Sous sa direction, ANSYS Rwanda, branche locale de ce leader américain des logiciels de simulation et d’ingénierie, a lancé plusieurs programmes de formation avancée en télécommunications, en IA appliquée et en cybersécurité, en partenariat avec des universités africaines et des opérateurs régionaux. L’objectif est clair : créer une génération d’ingénieurs africains capables de concevoir, maintenir et faire évoluer les infrastructures numériques locales, tout en innovant pour répondre aux besoins spécifiques du continent.

Cette montée en compétence est avant tout une question de souveraineté technologique et économique souligne Lou. « Tant que nos talents ne maîtriseront pas l’ensemble de la chaîne de valeur — de la conception à la maintenance des réseaux —, l’Afrique restera dépendante. Or, nous avons le potentiel humain et intellectuel pour changer cela. »

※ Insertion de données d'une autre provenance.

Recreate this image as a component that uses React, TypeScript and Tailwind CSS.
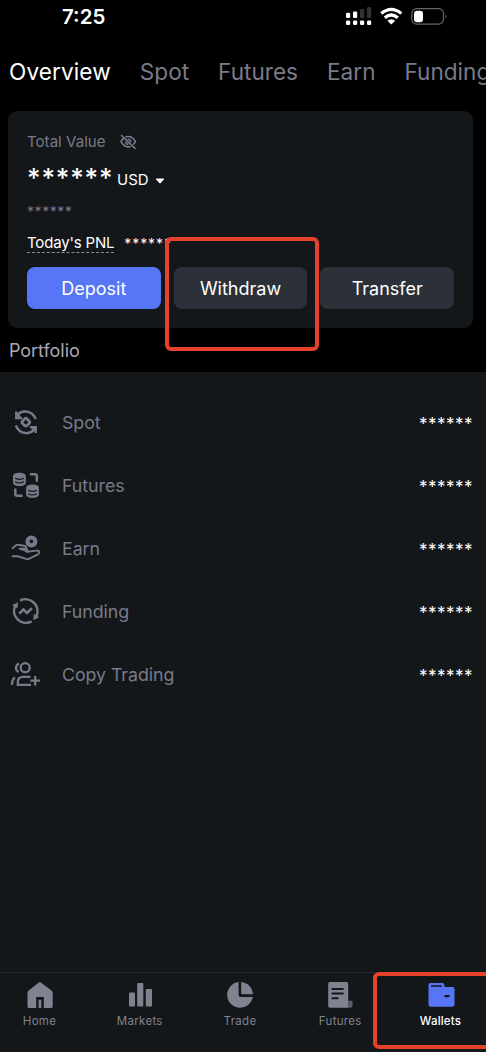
import type { ReactNode } from "react";

const tabs = ["Spot", "Futures", "Earn", "Funding"];

function SpotIcon() {
  return (
    <svg width="32" height="32" viewBox="0 0 32 32" fill="none" stroke="currentColor" strokeWidth="2.5">
      <path d="M6.5 10.5C11 3.8 21 3.3 25.8 13" />
      <path d="M6.3 5.5V12.1H12" />
      <path d="M5.8 19.5C10 29.2 20.5 29.2 25.5 22" />
      <path d="M20 21.2H25.7V27" />
      <path d="M6 12L9 8L11.5 12.6ZM26 21L23 25L20.5 20.6Z" fill="currentColor" stroke="none" />
      <rect x="12.6" y="13" width="6.4" height="6.4" rx="1.8" transform="rotate(45 15.8 16.2)" strokeWidth="2.8" />
    </svg>
  );
}

function CoinsIcon() {
  return (
    <svg width="32" height="32" viewBox="0 0 32 32" fill="none" stroke="currentColor" strokeWidth="2.4">
      <g fill="currentColor" stroke="none">
        <path d="M3 7C3 2.5 15.8 2.5 15.8 7V13.8C15.8 18.3 3 18.3 3 13.8Z" />
        <path d="M16.1 18.8C16.1 14.3 28.9 14.3 28.9 18.8V25.6C28.9 30.1 16.1 30.1 16.1 25.6Z" />
      </g>
      <g stroke="#13171a" strokeWidth="1.1">
        <path d="M5 9.2Q9.4 11.6 13.8 9.2M5 12.8Q9.4 15.2 13.8 12.8" />
        <path d="M18.1 21.2Q22.5 23.6 26.9 21.2M18.1 24.8Q22.5 27.2 26.9 24.8" />
      </g>
      <path d="M20 5.3H25Q26.8 5.3 26.8 7.1V12.8M5.3 19.5V25Q5.3 26.8 7.1 26.8H12.5" />
    </svg>
  );
}

function EarnIcon() {
  return (
    <svg width="32" height="32" viewBox="0 0 32 32" fill="none" stroke="currentColor" strokeWidth="1.9" strokeLinecap="round" strokeLinejoin="round">
      <circle cx="21.4" cy="9.4" r="3.9" strokeWidth="4.2" />
      <path d="M2.6 16.3L6.2 13.2Q7 12.6 8 12.8L14 13.7Q16.6 14.1 16.4 16.6H9.5L14 18.2Q16 19 17.2 19.8" />
      <path d="M16.6 16.6Q17.6 18 17.2 19.8L26.8 18.6Q29.4 18.3 29.2 20.5Q29.1 21.8 27.6 22.7L17.7 27.3L7.5 24.2H2.6" />
    </svg>
  );
}

function FundingIcon() {
  return (
    <svg width="32" height="32" viewBox="0 0 32 32" fill="none" stroke="currentColor" strokeWidth="2.5">
      <path d="M10 5.6A12 12 0 0 1 26.5 21" />
      <path d="M21.6 26.4A12 12 0 0 1 5 11" />
      <path d="M2 10.2L8 7.2L7.6 13.3ZM29.2 22.2L23.4 25.2L23.8 19Z" fill="currentColor" stroke="none" />
      <path d="M9.2 18.7L13.4 14.5L17 18L22 13.2" />
    </svg>
  );
}

function CopyIcon() {
  return (
    <svg width="32" height="32" viewBox="0 0 32 32" fill="none" stroke="currentColor" strokeWidth="2.3">
      <circle cx="15.2" cy="9.7" r="4.5" />
      <path d="M9 5.6Q6 7.2 6 10Q6 12.5 8.6 14" />
      <path d="M20.5 18.9H13Q7.8 18.9 7.8 24V26.9H21" />
      <path d="M5 19.4Q2 21 2 27M25.2 18V27.4M20.4 22.7H30" />
    </svg>
  );
}

const accounts: { name: string; icon: ReactNode }[] = [
  { name: "Spot", icon: <SpotIcon /> },
  { name: "Futures", icon: <CoinsIcon /> },
  { name: "Earn", icon: <EarnIcon /> },
  { name: "Funding", icon: <FundingIcon /> },
  { name: "Copy Trading", icon: <CopyIcon /> },
];

const navItems: { name: string; icon: ReactNode }[] = [
  {
    name: "Home",
    icon: (
      <path d="M13.5 2.8Q14.8 1.8 16.1 2.8L26.5 10.6Q27.7 11.5 27.7 13V26.5Q27.7 28 26.2 28H18.8V17H11.2V28H4Q2.5 28 2.5 26.5V13Q2.5 11.5 3.7 10.6ZM13.6 19.7H16.3V28H13.6Z" />
    ),
  },
  {
    name: "Markets",
    icon: (
      <>
        <rect x="4" y="12.6" width="6" height="13.9" rx="1" />
        <rect x="12.2" y="3" width="6.1" height="23.5" rx="1" />
        <rect x="20.8" y="9" width="6.2" height="17.5" rx="1" />
      </>
    ),
  },
  {
    name: "Trade",
    icon: (
      <>
        <path d="M13.6 2.1A12.9 12.9 0 1 0 27.8 17H15.6Q13.6 17 13.6 15Z" />
        <path d="M16.2 2.1A12.9 12.9 0 0 1 27.9 14.3H17.2Q16.2 14.3 16.2 13.3Z" />
      </>
    ),
  },
  {
    name: "Futures",
    icon: (
      <>
        <path d="M5 2H21.4Q23.2 2 23.2 3.8V27.7H5Q3.2 27.7 3.2 25.9V3.8Q3.2 2 5 2Z" />
        <path d="M23.2 20.7H27.5V25.5Q27.5 27.7 25.3 27.7H23.2Z" opacity=".65" />
        <path d="M6.6 9H18.6M6.6 13.6H18.6M6.6 18.3H13.3" stroke="#13171a" strokeWidth="2" />
      </>
    ),
  },
  {
    name: "Wallets",
    icon: (
      <>
        <path d="M4.5 3H16.3Q18.5 3 18.5 5V7H26.5Q28.5 7 28.5 9V24.7Q28.5 26.7 26.5 26.7H4.5Q2.5 26.7 2.5 24.7V5Q2.5 3 4.5 3Z" />
        <path d="M5 6.8V6.2Q5 5.2 6 5.2H15Q16 5.2 16 6.2V6.8Z" fill="#13171a" />
        <path d="M18.5 15H23.5V17.2H18.5Z" fill="#13171a" />
      </>
    ),
  },
];

function StatusBar() {
  return (
    <header className="flex h-[34px] items-start justify-between pl-[62px] pr-[38px]">
      <span className="pt-[4px] text-[20.5px] font-semibold leading-[26px] text-white">7:25</span>
      <svg width="104" height="20" viewBox="0 0 104 20" className="mt-[6px]" fill="#fff">
        <rect x="2" y="6.7" width="4.2" height="5.2" rx="1.2" />
        <rect x="9" y="5.5" width="4.2" height="6.4" rx="1.2" />
        <rect x="16" y="3" width="4.2" height="9" rx="1.2" fill="#333" />
        <rect x="23" y="1" width="4.2" height="11" rx="1.2" fill="#333" />
        <rect x="2" y="14.6" width="4.2" height="4.4" rx="1.2" />
        <rect x="9" y="14.6" width="4.2" height="4.4" rx="1.2" />
        <rect x="16" y="14.6" width="4.2" height="4.4" rx="1.2" />
        <rect x="23" y="14.6" width="4.2" height="4.4" rx="1.2" />
        <g fill="none" stroke="#fff" strokeWidth="3.2">
          <path d="M37.3 7.6Q47.3 -.8 57.3 7.6" />
          <path d="M40.8 11.8Q47.3 6.2 53.8 11.8" />
        </g>
        <path d="M43.4 14.7Q47.3 11.6 51.2 14.7L47.3 18.5Z" />
        <rect x="67.8" y="2.7" width="31.7" height="15.4" rx="4.8" fill="none" stroke="#666" strokeWidth="1.2" />
        <rect x="70" y="4.8" width="9" height="11.4" rx="3" />
        <path d="M101.5 8.2Q103.5 10.3 101.5 12.4Z" fill="#666" />
      </svg>
    </header>
  );
}

function BalanceCard() {
  return (
    <section className="ml-2 flex h-[217px] w-[465px] flex-col rounded-[9px] bg-[#13171a] px-[19px] pt-5">
      <div className="flex h-[22px] items-center gap-[14px] text-[#797a89]">
        <span className="text-[15px] tracking-[0.05px]">Total Value</span>
        <svg width="17" height="16" viewBox="0 0 17 16" fill="none" stroke="currentColor" strokeWidth="1.6">
          <path d="M5.4 3Q11.5 .8 15.4 7.5Q14.7 9.3 13.2 10.6M10.8 12.4Q4.5 14.3 1 7.7Q2 5.6 3.5 4.3" />
          <path d="M1 1L15.5 14.8M7.6 5.2Q10.8 5.2 10.8 8.3M5.6 7.6Q5.8 10.2 8.4 10.3" />
        </svg>
      </div>
      <div className="flex h-[40px] items-start text-white">
        <span className="w-[90px] pt-[9px] text-[26px] font-medium leading-[32px] tracking-[0.85px]">******</span>
        <span className="pt-[17px] text-[15px] leading-5">USD</span>
        <svg width="10" height="6" viewBox="0 0 10 6" className="ml-[6px] mt-[25px]" fill="#fff">
          <path d="M1.5 .5H8.5Q9.5 .5 8.8 1.4L5.7 5Q5 5.7 4.3 5L1.2 1.4Q.5 .5 1.5 .5Z" />
        </svg>
      </div>
      <div className="flex h-[37px] items-start text-[14px] leading-5 tracking-[0.55px] text-[#797a89]">
        <span className="pt-[9px]">******</span>
      </div>
      <div className="flex h-[25px] items-start text-white">
        <span className="h-[23px] border-b border-dashed border-[#8b8c94] pt-[3px] text-[15px] leading-[20px] tracking-[-0.18px]">Today's PNL</span>
        <span className="ml-[10px] pt-[4px] text-[14px] leading-[20px] tracking-[0.9px]">******</span>
      </div>
      <div className="mt-[12px] flex gap-[13px] text-[18px] text-white">
        <button className="h-[42px] w-[134px] rounded-[8px] bg-[#5676f5] pt-px">Deposit</button>
        <button className="h-[42px] w-[134px] rounded-[8px] bg-[#2c3139] pt-px">Withdraw</button>
        <button className="h-[42px] w-[134px] rounded-[8px] bg-[#2c3139] pt-px">Transfer</button>
      </div>
    </section>
  );
}

export default function App() {
  return (
    <div className="relative flex h-[1052px] w-[486px] flex-col overflow-hidden bg-black font-['Inter',sans-serif]">
      <StatusBar />
      <nav className="flex h-[77px] gap-[29px] overflow-hidden whitespace-nowrap pl-[9px] pt-[23px] text-[22.6px] leading-[30px] text-[#797a89]">
        <span className="tracking-[0.1px] text-white">Overview</span>
        {tabs.map((tab) => (
          <span key={tab}>{tab}</span>
        ))}
      </nav>
      <BalanceCard />
      <h2 className="h-[44px] pl-[9px] pt-[10px] text-[18px] leading-[25px] tracking-[-0.05px] text-[#aaa9b8]">Portfolio</h2>
      <main className="flex flex-1 flex-col bg-[#13171a] pt-[19px]">
        {accounts.map(({ name, icon }) => (
          <div key={name} className="flex h-[63px] items-center pl-[10px] pr-[13px] text-[#797a89]">
            <span className="-mt-px">{icon}</span>
            <span className="ml-[20px] text-[17.8px] leading-[27px] tracking-[-0.05px]">{name}</span>
            <span className="ml-auto pt-[3px] text-[17px] leading-[26px] tracking-[0.5px] text-white">******</span>
          </div>
        ))}
      </main>
      <footer className="flex h-[80px] justify-between border-t border-[#22262a] bg-[#13171a] pl-[9.5px] pr-[15.5px] pt-[7px]">
        {navItems.map(({ name, icon }) => (
          <div key={name} className={name === "Wallets" ? "flex w-[60px] flex-col items-center text-[#5676f5]" : "flex w-[60px] flex-col items-center text-[#81828f]"}>
            <svg width="30" height="30" viewBox="0 0 30 30" fill="currentColor">{icon}</svg>
            <span className={name === "Wallets" ? "mt-[3px] text-[11.5px] font-medium leading-4 tracking-[0.2px] text-white" : "mt-[3px] text-[11.5px] leading-4 tracking-[0.3px]"}>{name}</span>
          </div>
        ))}
      </footer>
      <div className="pointer-events-none absolute left-[165px] top-[237px] h-[114px] w-[154px] rounded-[6px] border-4 border-[#e6412a]" />
      <div className="pointer-events-none absolute left-[373px] top-[972px] h-[77px] w-[130px] rounded-[6px] border-4 border-[#e6412a]" />
    </div>
  );
}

Le mobile et l’IA sont les deux moteurs du futur africain

En marge du MWC Kigali, une certitude se dégage : le mobile et l’IA sont désormais les deux poumons du futur africain. Mais pour que cette double révolution soit véritablement transformatrice, l’Afrique doit miser sur ses forces vives — ses talents, ses données, ses langues.

Car l’enjeu n’est plus seulement de connecter le continent, mais de lui permettre de créer, coder et innover pour lui-même.

L’Afrique numérique n’est plus une promesse : elle devient une puissance en construction, déterminée à façonner sa propre révolution technologique.